A atriz e criadora também é budista, e carrega na espiritualidade parte de sua força. “Não existe impossível”, costuma dizer em entrevistas, reafirmando que sua jornada, embora marcada por obstáculos, é sustentada por uma fé otimista e combativa.
Com mais de 250 mil seguidores no Instagram, vídeos com milhões de visualizações e um repertório que vai do humor cotidiano às críticas sutis ao racismo estrutural e ao machismo, Raiza Noah está longe de ser apenas uma promessa. Ela é, já agora, uma das vozes mais interessantes e necessárias da comédia brasileira — aquela que, com graça e coragem, faz rir enquanto desperta.
E o futuro?
Raiza quer escrever mais, produzir, filmar — e continuar falando, com humor e profundidade, sobre tudo que a atravessa. Agora, também se posiciona como empresária, com a criação de sua própria produtora voltada ao protagonismo feminino.
“Minha atriz e minha empreendedora sempre andaram juntas. Desde cedo, tive facilidade pra pensar em estratégias, construir parcerias e abrir caminhos. E no fim das contas, qual artista no Brasil não precisa empreender pra existir?”
“Tudo que construo hoje é pra que as próximas meninas não precisem pedir permissão pra sonhar alto.
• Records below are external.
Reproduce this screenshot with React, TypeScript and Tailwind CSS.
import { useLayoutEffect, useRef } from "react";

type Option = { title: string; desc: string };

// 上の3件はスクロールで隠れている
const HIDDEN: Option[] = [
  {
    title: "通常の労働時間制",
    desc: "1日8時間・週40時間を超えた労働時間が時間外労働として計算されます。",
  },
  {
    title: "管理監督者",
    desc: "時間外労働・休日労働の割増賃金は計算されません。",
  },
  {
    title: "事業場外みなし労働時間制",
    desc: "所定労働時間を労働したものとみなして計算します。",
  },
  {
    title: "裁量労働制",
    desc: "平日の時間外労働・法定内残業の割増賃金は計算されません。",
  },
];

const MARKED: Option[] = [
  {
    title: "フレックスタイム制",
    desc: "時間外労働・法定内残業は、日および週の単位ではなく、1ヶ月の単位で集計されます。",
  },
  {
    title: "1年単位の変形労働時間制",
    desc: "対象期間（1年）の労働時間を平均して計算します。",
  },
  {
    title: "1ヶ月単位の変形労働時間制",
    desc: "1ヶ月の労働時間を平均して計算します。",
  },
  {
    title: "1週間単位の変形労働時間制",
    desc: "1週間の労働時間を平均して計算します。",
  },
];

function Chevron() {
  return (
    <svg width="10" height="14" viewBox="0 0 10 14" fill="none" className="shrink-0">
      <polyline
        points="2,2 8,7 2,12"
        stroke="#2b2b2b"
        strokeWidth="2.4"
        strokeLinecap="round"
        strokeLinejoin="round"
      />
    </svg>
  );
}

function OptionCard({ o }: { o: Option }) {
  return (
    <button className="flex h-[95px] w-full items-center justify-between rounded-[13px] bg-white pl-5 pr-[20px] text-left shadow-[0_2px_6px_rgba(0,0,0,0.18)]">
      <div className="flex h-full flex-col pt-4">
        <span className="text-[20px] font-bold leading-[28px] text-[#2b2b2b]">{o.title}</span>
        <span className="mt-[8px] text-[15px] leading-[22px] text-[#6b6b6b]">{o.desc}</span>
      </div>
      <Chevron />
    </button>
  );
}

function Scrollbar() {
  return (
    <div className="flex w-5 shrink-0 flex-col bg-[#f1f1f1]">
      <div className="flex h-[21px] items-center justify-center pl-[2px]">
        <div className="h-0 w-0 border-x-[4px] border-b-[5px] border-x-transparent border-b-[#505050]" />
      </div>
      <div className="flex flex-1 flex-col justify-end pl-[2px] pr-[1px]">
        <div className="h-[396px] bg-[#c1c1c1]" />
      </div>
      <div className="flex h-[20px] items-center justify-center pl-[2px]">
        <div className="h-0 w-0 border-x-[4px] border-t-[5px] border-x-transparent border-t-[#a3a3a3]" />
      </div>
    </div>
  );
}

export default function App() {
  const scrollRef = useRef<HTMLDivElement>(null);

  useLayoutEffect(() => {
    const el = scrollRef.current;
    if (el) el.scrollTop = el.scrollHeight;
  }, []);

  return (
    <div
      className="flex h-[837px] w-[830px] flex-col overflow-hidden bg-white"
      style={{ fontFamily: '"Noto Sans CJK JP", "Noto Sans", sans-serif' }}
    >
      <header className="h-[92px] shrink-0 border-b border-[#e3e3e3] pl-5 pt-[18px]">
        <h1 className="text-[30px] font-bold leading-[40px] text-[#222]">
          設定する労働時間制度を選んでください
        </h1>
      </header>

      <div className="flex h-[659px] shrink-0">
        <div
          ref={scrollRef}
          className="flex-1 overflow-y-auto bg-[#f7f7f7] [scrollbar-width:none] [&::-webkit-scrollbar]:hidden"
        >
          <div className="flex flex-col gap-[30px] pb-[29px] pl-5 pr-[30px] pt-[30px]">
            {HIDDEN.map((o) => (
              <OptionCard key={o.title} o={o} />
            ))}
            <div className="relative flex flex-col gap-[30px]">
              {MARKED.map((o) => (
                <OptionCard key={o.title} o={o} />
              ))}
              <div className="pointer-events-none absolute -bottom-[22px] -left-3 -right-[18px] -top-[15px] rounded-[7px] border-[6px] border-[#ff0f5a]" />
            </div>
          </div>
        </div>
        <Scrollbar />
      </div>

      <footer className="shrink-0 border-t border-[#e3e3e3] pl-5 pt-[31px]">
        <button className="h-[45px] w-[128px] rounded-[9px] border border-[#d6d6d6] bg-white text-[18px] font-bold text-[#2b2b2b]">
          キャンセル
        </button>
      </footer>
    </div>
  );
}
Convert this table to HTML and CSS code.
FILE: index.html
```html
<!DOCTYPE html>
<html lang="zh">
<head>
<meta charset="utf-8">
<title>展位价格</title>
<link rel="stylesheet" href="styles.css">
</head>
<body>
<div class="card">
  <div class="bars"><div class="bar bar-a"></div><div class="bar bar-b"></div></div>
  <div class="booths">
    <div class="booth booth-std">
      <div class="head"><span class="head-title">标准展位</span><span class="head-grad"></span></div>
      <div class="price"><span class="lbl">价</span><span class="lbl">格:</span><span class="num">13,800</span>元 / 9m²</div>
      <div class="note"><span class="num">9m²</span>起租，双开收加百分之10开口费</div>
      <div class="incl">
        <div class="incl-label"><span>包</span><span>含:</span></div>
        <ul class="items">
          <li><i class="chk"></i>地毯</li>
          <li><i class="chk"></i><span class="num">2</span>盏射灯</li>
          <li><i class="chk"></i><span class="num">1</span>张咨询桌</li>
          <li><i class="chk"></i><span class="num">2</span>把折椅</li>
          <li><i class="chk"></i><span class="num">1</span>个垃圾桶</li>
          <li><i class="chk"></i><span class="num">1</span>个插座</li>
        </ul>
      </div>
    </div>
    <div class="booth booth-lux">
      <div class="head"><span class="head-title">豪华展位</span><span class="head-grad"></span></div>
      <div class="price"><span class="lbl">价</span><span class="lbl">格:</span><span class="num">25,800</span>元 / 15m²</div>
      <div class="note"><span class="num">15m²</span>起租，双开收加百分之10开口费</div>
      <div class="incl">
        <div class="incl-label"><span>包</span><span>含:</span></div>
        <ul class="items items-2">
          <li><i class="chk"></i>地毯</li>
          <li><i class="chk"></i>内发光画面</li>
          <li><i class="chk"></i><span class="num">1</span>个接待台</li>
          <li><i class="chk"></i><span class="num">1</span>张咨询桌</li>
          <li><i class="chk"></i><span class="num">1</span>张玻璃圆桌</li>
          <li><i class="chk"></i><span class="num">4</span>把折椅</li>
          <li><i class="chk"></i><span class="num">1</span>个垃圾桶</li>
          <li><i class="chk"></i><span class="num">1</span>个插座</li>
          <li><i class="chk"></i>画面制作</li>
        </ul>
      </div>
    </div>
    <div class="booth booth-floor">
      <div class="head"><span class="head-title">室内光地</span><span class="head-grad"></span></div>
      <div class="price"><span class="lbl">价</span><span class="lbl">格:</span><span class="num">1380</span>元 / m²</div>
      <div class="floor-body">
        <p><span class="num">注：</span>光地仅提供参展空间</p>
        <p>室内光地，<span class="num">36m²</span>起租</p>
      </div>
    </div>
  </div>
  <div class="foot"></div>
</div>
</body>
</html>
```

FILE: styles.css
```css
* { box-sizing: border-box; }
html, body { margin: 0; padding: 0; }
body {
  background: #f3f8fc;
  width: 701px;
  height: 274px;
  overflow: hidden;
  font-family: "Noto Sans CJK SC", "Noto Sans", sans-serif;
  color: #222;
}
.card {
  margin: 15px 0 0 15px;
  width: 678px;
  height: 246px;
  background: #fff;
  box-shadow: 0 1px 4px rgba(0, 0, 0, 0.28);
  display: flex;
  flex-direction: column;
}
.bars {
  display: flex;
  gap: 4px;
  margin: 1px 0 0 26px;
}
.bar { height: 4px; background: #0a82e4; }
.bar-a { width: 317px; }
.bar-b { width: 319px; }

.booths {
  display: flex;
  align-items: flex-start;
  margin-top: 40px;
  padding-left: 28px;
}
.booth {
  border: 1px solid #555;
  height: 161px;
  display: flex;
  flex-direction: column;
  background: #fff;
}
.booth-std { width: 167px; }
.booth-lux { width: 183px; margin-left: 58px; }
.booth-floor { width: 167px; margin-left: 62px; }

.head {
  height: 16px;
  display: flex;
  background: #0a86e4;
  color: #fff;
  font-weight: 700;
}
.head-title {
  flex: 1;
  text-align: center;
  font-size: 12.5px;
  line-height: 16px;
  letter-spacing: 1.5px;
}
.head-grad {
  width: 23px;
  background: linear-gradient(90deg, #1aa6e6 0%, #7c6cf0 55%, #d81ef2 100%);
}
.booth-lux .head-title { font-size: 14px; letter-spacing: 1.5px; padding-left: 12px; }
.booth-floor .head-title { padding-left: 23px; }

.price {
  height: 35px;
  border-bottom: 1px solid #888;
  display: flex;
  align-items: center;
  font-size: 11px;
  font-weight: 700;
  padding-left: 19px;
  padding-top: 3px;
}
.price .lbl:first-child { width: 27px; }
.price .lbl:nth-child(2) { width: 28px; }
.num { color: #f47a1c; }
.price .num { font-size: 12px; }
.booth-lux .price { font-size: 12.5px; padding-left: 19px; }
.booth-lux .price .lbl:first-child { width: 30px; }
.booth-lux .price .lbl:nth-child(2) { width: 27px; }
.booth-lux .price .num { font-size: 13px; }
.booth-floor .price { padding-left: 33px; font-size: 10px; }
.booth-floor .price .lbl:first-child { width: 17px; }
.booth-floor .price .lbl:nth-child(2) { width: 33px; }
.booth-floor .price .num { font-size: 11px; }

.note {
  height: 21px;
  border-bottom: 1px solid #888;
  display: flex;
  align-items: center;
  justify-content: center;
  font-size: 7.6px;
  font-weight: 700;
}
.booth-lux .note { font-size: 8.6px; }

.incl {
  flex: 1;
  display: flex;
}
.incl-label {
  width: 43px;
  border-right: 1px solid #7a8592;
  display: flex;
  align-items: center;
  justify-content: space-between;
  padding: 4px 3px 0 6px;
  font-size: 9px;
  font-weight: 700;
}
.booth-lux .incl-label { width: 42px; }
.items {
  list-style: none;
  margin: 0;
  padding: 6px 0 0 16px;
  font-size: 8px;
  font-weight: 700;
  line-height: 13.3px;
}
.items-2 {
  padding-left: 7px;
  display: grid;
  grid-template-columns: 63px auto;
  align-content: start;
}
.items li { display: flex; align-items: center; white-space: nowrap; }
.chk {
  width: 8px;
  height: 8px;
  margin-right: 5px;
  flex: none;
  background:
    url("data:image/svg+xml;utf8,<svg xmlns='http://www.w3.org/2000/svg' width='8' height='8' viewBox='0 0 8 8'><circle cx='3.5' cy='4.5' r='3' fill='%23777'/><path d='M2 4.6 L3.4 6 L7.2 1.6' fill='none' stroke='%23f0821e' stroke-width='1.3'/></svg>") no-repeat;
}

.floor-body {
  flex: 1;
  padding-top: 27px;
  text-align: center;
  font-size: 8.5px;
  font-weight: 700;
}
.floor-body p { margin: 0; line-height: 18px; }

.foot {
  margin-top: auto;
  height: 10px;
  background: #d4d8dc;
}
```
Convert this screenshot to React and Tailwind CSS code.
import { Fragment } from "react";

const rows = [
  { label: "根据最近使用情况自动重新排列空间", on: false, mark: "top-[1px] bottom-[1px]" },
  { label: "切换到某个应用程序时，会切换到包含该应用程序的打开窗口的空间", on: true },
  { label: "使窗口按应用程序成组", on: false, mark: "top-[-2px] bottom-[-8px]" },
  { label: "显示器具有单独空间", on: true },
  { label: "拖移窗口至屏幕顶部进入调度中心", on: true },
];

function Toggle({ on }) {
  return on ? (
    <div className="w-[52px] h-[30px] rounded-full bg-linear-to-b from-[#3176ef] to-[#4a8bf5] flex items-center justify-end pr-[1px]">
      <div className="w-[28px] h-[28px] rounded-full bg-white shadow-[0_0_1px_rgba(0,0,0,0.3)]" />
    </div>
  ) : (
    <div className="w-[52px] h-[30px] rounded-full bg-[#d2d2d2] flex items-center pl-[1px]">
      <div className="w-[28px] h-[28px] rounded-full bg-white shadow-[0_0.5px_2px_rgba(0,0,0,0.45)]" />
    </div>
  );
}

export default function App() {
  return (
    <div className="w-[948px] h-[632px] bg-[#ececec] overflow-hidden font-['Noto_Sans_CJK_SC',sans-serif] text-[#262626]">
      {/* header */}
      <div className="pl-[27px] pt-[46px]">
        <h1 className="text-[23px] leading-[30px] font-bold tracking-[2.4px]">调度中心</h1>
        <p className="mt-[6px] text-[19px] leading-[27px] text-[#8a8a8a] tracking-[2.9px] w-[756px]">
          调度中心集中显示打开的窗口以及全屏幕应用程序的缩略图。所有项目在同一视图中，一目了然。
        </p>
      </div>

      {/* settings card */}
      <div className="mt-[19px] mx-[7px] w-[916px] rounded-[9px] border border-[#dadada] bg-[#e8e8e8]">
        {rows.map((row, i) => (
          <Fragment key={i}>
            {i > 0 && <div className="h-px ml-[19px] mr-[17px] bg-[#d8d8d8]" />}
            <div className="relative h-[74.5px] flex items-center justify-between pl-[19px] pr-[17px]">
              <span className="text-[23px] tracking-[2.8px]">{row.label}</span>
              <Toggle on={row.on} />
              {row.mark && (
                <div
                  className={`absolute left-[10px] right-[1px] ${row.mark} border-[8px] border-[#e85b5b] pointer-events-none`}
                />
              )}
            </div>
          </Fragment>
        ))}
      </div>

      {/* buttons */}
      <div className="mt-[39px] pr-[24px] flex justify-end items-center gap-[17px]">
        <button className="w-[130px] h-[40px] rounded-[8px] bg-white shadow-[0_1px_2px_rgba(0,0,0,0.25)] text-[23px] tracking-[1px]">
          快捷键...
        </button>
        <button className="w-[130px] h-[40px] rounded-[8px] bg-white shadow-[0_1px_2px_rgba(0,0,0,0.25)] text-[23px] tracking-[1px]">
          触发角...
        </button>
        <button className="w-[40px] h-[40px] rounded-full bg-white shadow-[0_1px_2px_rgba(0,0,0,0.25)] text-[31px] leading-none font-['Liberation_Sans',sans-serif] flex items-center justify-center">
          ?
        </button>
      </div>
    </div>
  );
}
Quero abrir caminhos e criar possibilidades reais para quem, como eu, cresceu fora dos grandes centros, fazendo parte de grupos historicamente marginalizados, sonhando grande mesmo quando mandavam diminuir. Que cada jovem que já teve sua voz desacreditada saiba: você pode — e deve — mirar nas estrelas. O mundo também é seu. E existe lugar pra você onde quiser estar.”